I had an optometrist appointment. Unless you're lucky enough to have never needed corrective lenses, you know the drill. While I'm seated in the chair, the optometrist projects one line of an eye chart on the opposite wall. There's a contraption in front of me like something out of Kubrick's A Clockwork Orange and as the optometrist flips levers to change the arrangement of lenses in front of my face, she asks, "Which is better ... one ... or two?"
I'm concentrating on the rows of letters with Aviatrix-like intensity, tossing back "one," "two," "one," as quickly and efficiently as I can. It's a task I've been given. It matters to how well I'll be able to do my job. I take it seriously.
She twizzles a big dial and creates a whole new lens configuration, then projects a different line of letters. "Can you make out any of those at all, even by guessing?"
I focus for a moment and then I realize I know the whole line, but it's cheating. The letters are a repeat. "I have this one memorized from a few minutes ago. Show me another one the same size."
"Please!" she says, like a mother prompting a child for correct manners, but she's quite offended. "I'm the one who gives the orders around here."
I apologized right away, then thought about it some more while I was having my pupils dilated, and my retinas scrutinized, so I could elaborate on my apology. "It's no excuse for rudeness, and I'm really sorry, I think it's like when I'm flying, and I'm focused on the task, the language is very terse. 'Flap ten' or 'say wind' or 'pull up and go around'. It's done for clarity and efficiency, but you are right, it is rude in any other context."
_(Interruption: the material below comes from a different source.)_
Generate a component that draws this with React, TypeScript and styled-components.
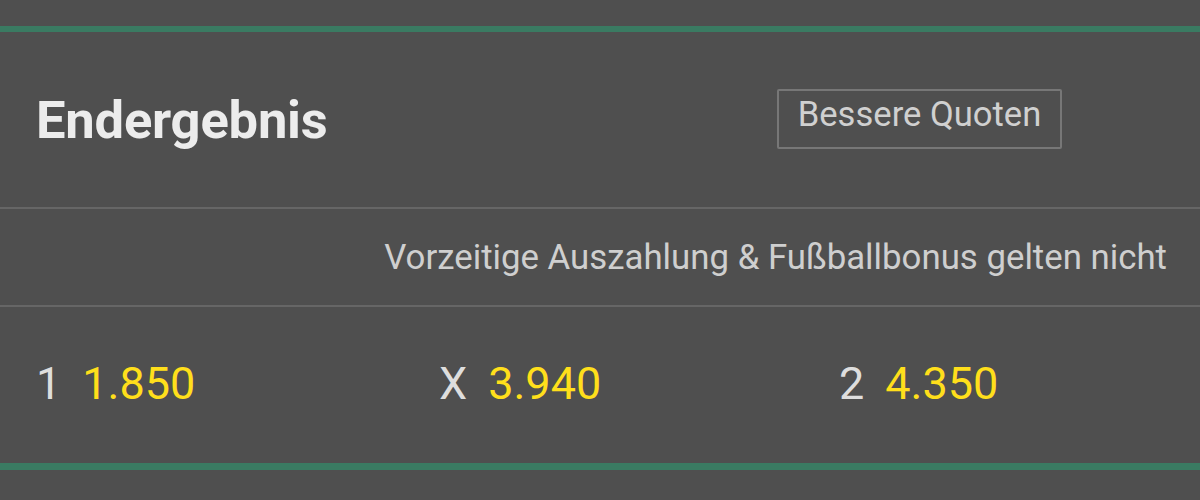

I think she grasped the idea, because she then described an analogous situation. She had been observing an operation on one of her patients, and the surgeon, whom she knew well and had always thought a well mannered person, was being so rude to the OR nurses that she was shocked, but the nurses didn't seem to mind.
I would have nodded, but I still had my chin wedged in the Orwellian optometry device. "They understand. It's the same kind of thing. It's just the way people speak in that environment." What, she thinks operating theatres are like M*A*S*H? I thought that the surgeon intent on the operation and spitting one word commands like "scalpel!" was such a cliché that everyone knew it. In this case it would have saved a lot of aggravation and hurt feelings if I had said, "Could you please show me another one the same size? I can't tell if I can see it, or just recognize it from before."
I have to admit that sometimes I get fed up by how verbose people can be when they ask you to do something. "Aviatrix, bring me a case of oil from maintenance," is not a rude request. I think I already blogged on hearing a flight attendant explain to another that, "The pilots seem rude, but it's just the way they talk. They talk to each other like that too."
The good news is, my eyes are just fine.
1 comment:
Sometimes you can be terse and polite at the same time, as in "request runway 32" -- "request" is our word for "pretty, pretty please".